Scotty So
Make Believe - Encounters with Misinformation
State Library of Victoria
16 April 2025 – 26 January 2026
Over the last five years, Scotty So has been working on a body of work that blends self-portraiture, archival intervention, and cultural critique. The Hong Kong-born, Melbourne-based artist’s practice is truly multidisciplinary, developing new ways of looking at portraiture, reality and authenticity. Drawing on the State Library of Victoria’s (SLV) Alma Collection, Scotty’s new work is currently exhibiting in Make Believe: Encounters with Misinformation at the SLV until January 2026.
As a university student exploring drag performance at the VCA, Scotty was inspired by the glamour and visual language of 1930s to 1960s Shanghai and Hong Kong, which developed into a fascination with vintage photography and the politics of appearance. He began to wonder: if drag allows someone to pass as another gender, could visual manipulation also allow one to pass as historically “authentic”? What makes an image believable, and what constructs the illusion of history?
These questions set in motion a body of work that So began inserting images of himself—stylised in drag to resemble figures from another era—into online spaces like Wikipedia. Using analog film photography, digital editing, AI generation, and hand colouring on black-and-white prints, he created photographs that convincingly mimicked antique imagery. Each image was crafted with attention to paper types, tones, and historically accurate photo dimensions, adding a layer of material authenticity to the illusion.

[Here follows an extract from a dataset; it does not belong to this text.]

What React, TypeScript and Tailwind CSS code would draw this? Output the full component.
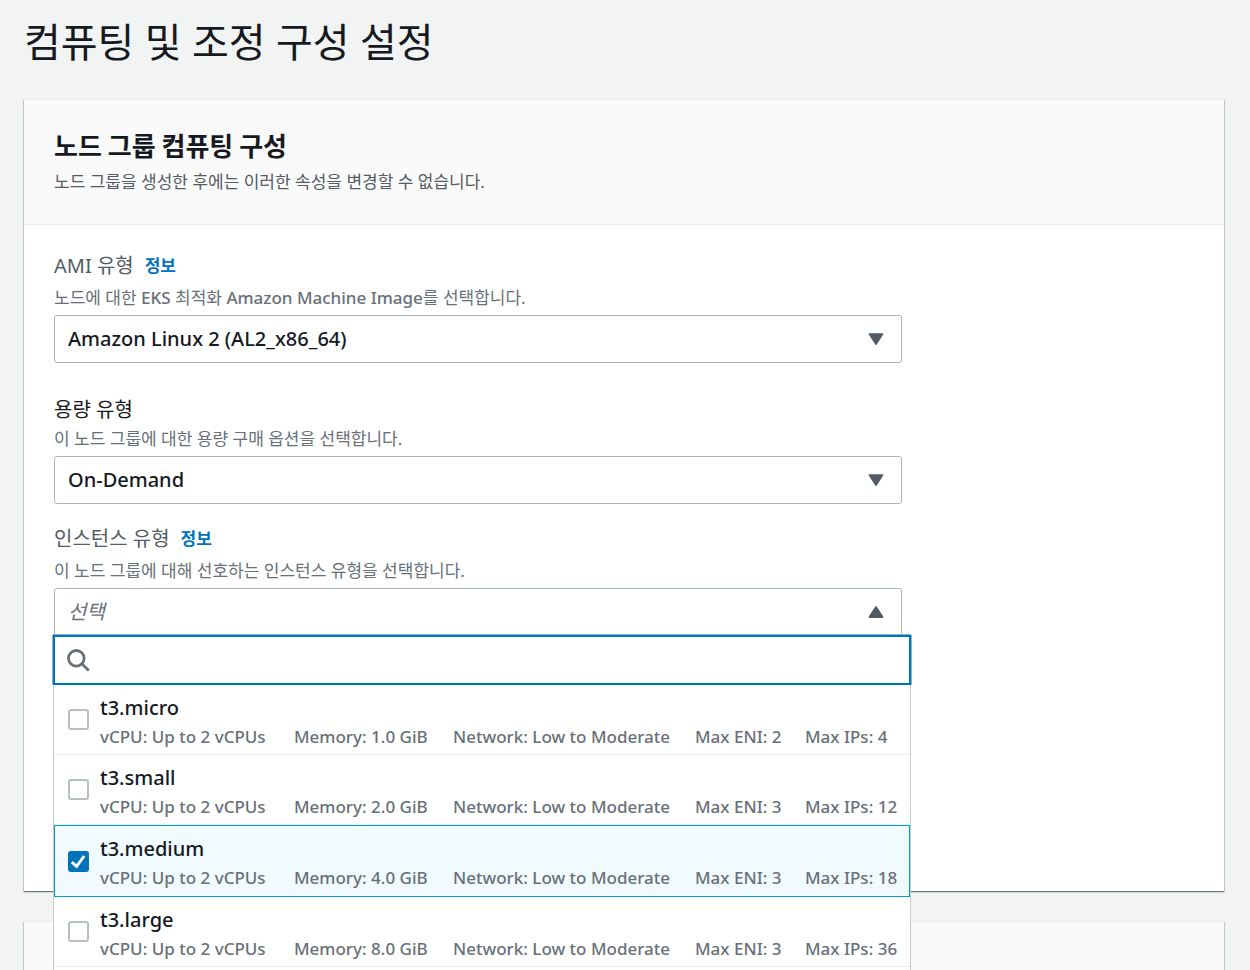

From this point, So’s project evolved into a physical intervention in archival and institutional spaces. Drawing from the State Library of Victoria’s Alma Collection, which documents the history of magic and stage performance, he began referencing figures like William Ellsworth Robinson—a white American who performed in “yellowface” as the magician “Chung Ling Soo,” adopting a false Chinese persona to build his fame. The installation includes genuinely historic photographs from the State Library archive together with So's fabrications, as well as artefacts and costumes either historical authentic ones collected by so or replicas by him or modern manufacturers, that blend the collected and the constructed. By positioning these objects within the conventions of institutional display, the work challenges the archive’s power to assign authenticity, and asks what happens when a fiction is treated as fact.
Through humour, beauty, and theatrical sleight of hand, Scotty So interrogates the aesthetics of trust. He asks how cultural memory is staged, how representation is performed, and what lies behind the polished glass of an archive when no one looks too closely. His work reveals the fine line between history and illusion—and the strange magic that happens when we start to believe in the picture.